「分かり合えなくても大切な人」ミーツ・ザ・ワールド AZUさんの映画レビュー(感想・評価)
分かり合えなくても大切な人
杉咲花ちゃんのオタク役一生見てられるな。
それぐらいオタクの解像度が高すぎた。
映画を見る前に、ちょうど推し活をしていたからか、杉咲花ちゃんのオタク役がまるで自分すぎて驚いた。興奮すると早口に捲し立ててしまうところとか、推しの概念見つけると叫ぶ感じとか、映える食べ物と推しのグッズで写真撮るところとか…。本当に杉咲花ちゃんってすごい女優なんだなと圧倒されてしまった。
ホストのアサヒ役板垣李光人くんも、キャバクラ嬢のライ役南琴奈ちゃんもすごく良かった!演技もだけど、それぞれのキャラクターが纏う空気感も感じられたのが良かった。

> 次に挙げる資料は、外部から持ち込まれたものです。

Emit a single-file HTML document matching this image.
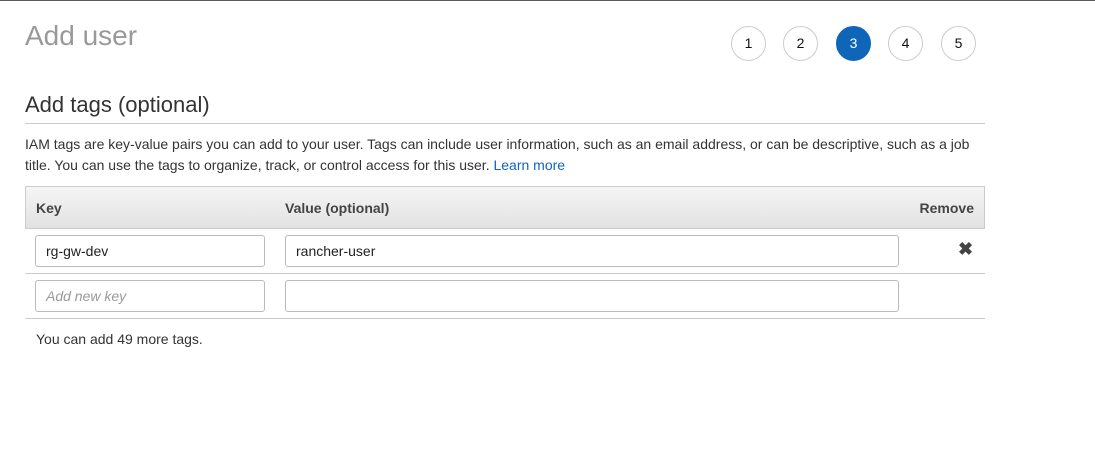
<!DOCTYPE html>
<html><head><style>
body{margin:0;width:1095px;height:472px;background:#fff;font-family:"Liberation Sans",sans-serif;position:relative;overflow:hidden;border-top:1px solid #545b64;box-sizing:border-box}
.a{position:absolute}
.step{position:absolute;top:25px;width:33px;height:33px;border:1px solid #ccc;border-radius:50%;text-align:center;line-height:33px;font-size:14px;color:#111}
.inp{position:absolute;height:32px;border:1px solid #bbb;border-radius:3px;box-sizing:border-box;font-size:14px;line-height:30px;padding-left:10px;color:#222}
.hr{position:absolute;left:25px;width:960px;height:1px;background:#ccc}
</style></head><body>
<div class="a" style="left:25px;top:19px;font-size:28px;color:#999">Add user</div>
<div class="step" style="left:731px">1</div>
<div class="step" style="left:783px">2</div>
<div class="step" style="left:836px;background:#0f66b8;border-color:#0f66b8;color:#fff">3</div>
<div class="step" style="left:888px">4</div>
<div class="step" style="left:941px">5</div>
<div class="a" style="left:25px;top:91px;font-size:22px;color:#333">Add tags (optional)</div>
<div class="hr" style="top:122px"></div>
<div class="a" style="left:25px;top:133px;width:960px;font-size:14px;line-height:21px;color:#333">IAM tags are key-value pairs you can add to your user. Tags can include user information, such as an email address, or can be descriptive, such as a job title. You can use the tags to organize, track, or control access for this user. <span style="color:#0f66b8">Learn more</span></div>
<div class="a" style="left:25px;top:185px;width:958px;height:41px;border:1px solid #ccc;background:linear-gradient(#f5f5f5,#e2e2e2);font-size:14px;font-weight:bold;color:#444">
<span class="a" style="left:10px;top:13px">Key</span><span class="a" style="left:259px;top:13px">Value (optional)</span><span class="a" style="right:10px;top:13px">Remove</span></div>
<div class="inp" style="left:35px;top:234px;width:230px">rg-gw-dev</div>
<div class="inp" style="left:285px;top:234px;width:614px">rancher-user</div>
<div class="a" style="left:958px;top:238px;font-size:18px;color:#444;font-weight:bold">✖</div>
<div class="hr" style="top:272px"></div>
<div class="inp" style="left:35px;top:279px;width:230px;color:#999;font-style:italic">Add new key</div>
<div class="inp" style="left:285px;top:279px;width:614px"></div>
<div class="hr" style="top:317px"></div>
<div class="a" style="left:36px;top:330px;font-size:14px;color:#333">You can add 49 more tags.</div>
</body></html>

板垣くんに関しては個人的に今まで彼が演じた役の中で今回が1番良かったと思った。
ストーリーも、主人公と似たような経験をしたことがある人には、とても沁みる作品だと思う。
主人公の由嘉里が疎ましく思っていた、母親が自分に向ける一方通行の想いと、主人公がライに向ける一方通行の価値観の押し付けが似ているものだと気付いたとき、人間はどうしたって相手の全てを理解することはできないんだという現実に打ちのめされそうになった。
それでも、自分にとってはその人は大切で、好きで、そばにいたいし、分りたいと思う。
自己肯定感が低く卑屈だった由嘉里が、ありのままの自分で生きようと思えたように、分かり合えなくても少しの影響を与えることはできる。
由嘉里とライの話と比べるとスケールの小さな話かもしれないけれど、悩みを聞いて励ましていた後輩が退職してしまったときに感じた、あの時の焦燥感や無力感を思い出した。
結局人が人に与えられる影響には限度があって、それでも私は私らしく生きていくしかないんだよな。
少し寂しさも残るけど、自分らしく生きていく中で出会った人々との出会いと別れを大切に、自分も成長していきたいと思える、素敵な良い映画だった!